▸ **Set task**
Extract each line from the entries below that has the string "this" in it.

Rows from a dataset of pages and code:
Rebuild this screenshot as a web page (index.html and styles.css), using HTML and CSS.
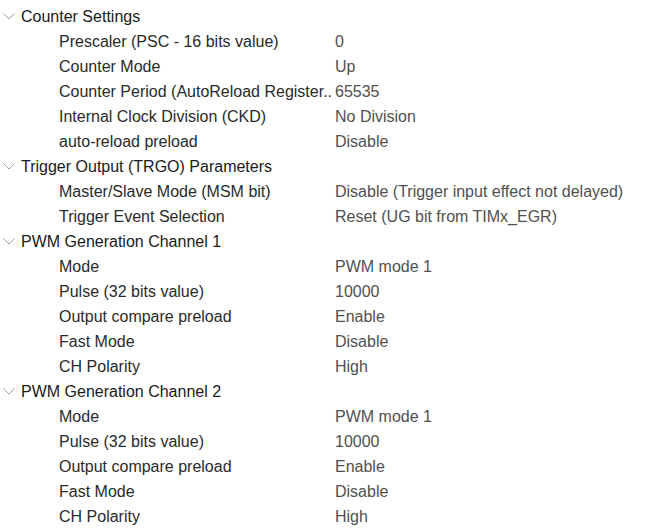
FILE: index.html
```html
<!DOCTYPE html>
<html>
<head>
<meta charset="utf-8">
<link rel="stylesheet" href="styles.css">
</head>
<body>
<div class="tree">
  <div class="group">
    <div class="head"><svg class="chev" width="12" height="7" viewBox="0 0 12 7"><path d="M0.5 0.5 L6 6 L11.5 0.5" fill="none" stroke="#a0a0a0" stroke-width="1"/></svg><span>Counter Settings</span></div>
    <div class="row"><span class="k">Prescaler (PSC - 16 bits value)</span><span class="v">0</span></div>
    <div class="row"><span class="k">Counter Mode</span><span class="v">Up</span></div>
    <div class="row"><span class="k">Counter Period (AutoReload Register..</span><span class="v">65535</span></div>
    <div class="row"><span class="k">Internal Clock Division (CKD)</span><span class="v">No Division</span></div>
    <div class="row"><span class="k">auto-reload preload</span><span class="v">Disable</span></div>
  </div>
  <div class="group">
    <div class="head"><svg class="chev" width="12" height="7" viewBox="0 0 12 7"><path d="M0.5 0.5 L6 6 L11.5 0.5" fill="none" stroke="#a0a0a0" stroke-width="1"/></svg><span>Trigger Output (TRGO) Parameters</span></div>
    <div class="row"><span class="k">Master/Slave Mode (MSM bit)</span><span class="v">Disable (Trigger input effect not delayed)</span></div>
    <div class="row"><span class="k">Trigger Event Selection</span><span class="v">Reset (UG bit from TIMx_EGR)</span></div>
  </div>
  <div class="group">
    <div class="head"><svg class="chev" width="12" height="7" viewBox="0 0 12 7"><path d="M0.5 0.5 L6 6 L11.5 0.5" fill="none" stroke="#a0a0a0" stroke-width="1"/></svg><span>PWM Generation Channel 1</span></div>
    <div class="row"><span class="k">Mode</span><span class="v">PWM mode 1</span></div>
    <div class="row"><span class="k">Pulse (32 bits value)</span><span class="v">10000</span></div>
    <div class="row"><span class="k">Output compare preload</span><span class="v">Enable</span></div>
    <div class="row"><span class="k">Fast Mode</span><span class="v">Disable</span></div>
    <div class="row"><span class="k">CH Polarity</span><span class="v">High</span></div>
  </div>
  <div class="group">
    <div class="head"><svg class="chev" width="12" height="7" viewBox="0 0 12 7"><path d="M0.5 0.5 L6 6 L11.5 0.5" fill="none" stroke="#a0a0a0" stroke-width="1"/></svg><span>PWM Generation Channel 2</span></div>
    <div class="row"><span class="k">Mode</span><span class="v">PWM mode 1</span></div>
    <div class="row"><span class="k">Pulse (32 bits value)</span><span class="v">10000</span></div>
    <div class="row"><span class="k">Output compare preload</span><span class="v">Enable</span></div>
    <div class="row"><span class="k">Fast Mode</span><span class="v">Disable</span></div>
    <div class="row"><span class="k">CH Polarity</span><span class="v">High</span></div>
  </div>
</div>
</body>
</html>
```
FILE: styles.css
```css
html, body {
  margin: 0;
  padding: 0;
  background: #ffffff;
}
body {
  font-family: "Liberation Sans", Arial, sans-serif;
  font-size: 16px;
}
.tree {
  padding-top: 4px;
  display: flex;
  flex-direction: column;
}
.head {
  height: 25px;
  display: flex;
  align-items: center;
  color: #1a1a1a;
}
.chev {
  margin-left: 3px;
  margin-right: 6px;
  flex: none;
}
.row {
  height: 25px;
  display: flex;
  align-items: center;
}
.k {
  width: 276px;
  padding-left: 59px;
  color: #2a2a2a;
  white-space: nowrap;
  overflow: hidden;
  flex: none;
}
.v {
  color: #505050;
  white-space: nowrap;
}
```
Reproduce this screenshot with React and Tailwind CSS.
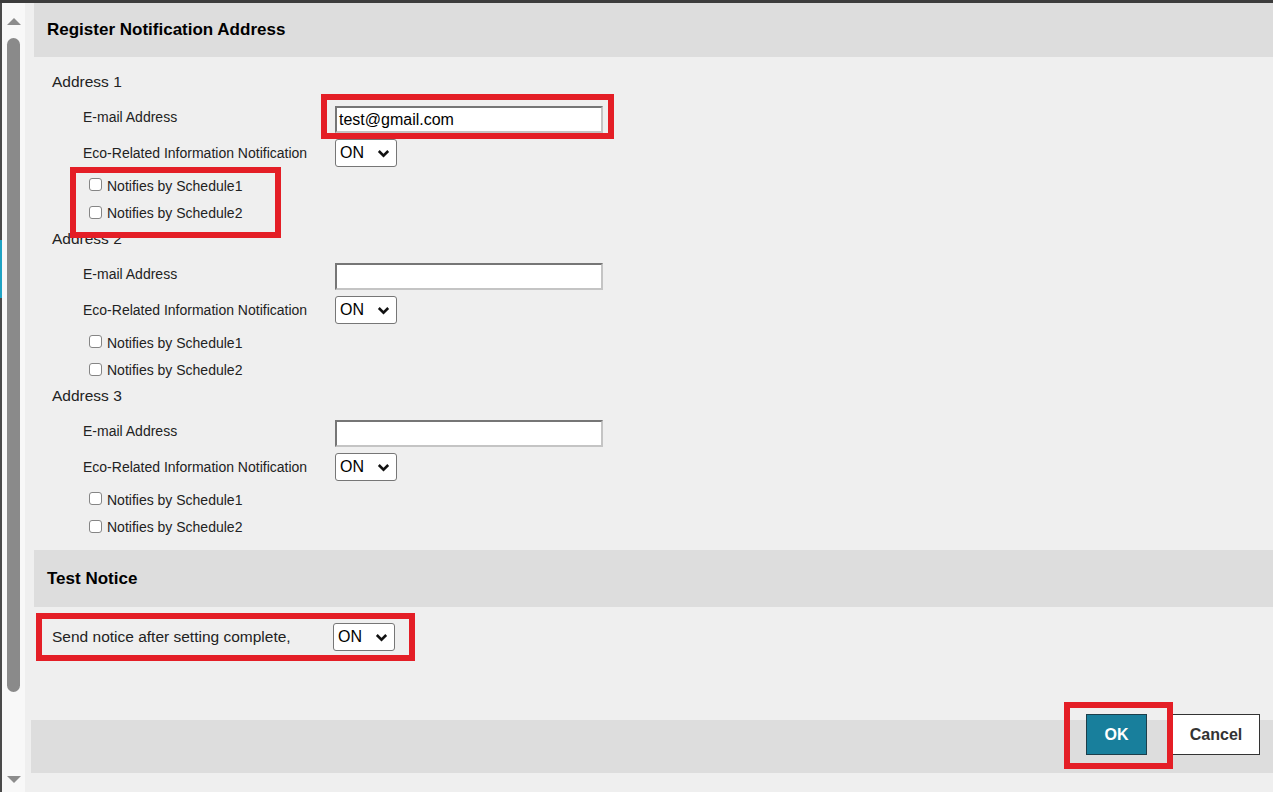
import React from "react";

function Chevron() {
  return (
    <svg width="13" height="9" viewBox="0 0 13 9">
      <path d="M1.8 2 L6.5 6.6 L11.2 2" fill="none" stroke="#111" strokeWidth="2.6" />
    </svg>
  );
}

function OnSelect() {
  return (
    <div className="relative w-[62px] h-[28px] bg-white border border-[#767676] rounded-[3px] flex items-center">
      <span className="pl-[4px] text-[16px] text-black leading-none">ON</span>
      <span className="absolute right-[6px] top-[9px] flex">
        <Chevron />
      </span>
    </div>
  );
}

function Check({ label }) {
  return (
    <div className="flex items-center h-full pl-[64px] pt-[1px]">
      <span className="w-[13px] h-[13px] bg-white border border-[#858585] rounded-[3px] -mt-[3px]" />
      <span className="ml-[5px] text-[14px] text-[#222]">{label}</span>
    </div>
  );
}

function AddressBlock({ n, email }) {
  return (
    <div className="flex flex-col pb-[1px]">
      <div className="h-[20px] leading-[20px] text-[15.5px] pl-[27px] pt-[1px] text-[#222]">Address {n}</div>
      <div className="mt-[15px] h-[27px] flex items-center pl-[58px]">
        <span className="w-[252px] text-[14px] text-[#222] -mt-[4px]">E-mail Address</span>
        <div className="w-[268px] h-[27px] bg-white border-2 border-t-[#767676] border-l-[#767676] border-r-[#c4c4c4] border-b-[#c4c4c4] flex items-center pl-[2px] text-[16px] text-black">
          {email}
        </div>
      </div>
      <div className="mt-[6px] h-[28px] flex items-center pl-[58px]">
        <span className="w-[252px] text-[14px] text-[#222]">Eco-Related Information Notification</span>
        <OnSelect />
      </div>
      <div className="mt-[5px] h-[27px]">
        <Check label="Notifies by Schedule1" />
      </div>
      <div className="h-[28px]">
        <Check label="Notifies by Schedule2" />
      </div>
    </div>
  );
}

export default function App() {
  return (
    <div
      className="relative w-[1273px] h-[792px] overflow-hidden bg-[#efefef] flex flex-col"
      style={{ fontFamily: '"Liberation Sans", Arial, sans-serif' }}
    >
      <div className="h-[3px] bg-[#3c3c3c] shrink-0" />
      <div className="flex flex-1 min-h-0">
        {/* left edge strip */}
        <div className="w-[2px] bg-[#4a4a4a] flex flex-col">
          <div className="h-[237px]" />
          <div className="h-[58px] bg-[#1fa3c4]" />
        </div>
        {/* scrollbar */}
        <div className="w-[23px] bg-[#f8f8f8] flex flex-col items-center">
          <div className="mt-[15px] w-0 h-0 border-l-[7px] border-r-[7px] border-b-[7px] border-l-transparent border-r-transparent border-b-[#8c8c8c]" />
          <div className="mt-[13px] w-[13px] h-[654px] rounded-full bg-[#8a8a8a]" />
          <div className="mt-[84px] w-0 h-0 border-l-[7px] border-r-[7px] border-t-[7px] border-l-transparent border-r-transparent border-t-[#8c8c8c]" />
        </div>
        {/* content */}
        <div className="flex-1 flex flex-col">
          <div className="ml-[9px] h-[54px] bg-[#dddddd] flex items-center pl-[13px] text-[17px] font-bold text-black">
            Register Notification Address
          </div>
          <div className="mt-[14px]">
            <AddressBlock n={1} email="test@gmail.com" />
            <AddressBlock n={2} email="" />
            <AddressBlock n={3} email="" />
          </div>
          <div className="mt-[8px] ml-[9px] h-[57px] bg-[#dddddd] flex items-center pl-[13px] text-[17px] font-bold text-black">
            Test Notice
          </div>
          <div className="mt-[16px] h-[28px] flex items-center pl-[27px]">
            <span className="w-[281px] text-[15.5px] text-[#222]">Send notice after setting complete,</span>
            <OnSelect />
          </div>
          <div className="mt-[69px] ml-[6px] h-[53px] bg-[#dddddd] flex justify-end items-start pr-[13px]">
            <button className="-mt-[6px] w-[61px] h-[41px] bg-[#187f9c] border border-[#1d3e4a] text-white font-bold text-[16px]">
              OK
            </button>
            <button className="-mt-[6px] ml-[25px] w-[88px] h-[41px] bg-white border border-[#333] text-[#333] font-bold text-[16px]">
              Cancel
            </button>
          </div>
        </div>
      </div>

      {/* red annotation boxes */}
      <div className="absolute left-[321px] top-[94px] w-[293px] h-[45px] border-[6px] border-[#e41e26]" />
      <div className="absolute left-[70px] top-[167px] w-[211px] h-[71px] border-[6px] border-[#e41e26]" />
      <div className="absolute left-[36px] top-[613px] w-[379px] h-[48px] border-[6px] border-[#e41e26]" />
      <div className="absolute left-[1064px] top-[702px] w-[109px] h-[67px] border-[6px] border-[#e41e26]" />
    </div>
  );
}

▸ **Final answer**
Rebuild this screenshot as a web page (index.html and styles.css), using HTML and CSS.
Reproduce this screenshot with React and Tailwind CSS.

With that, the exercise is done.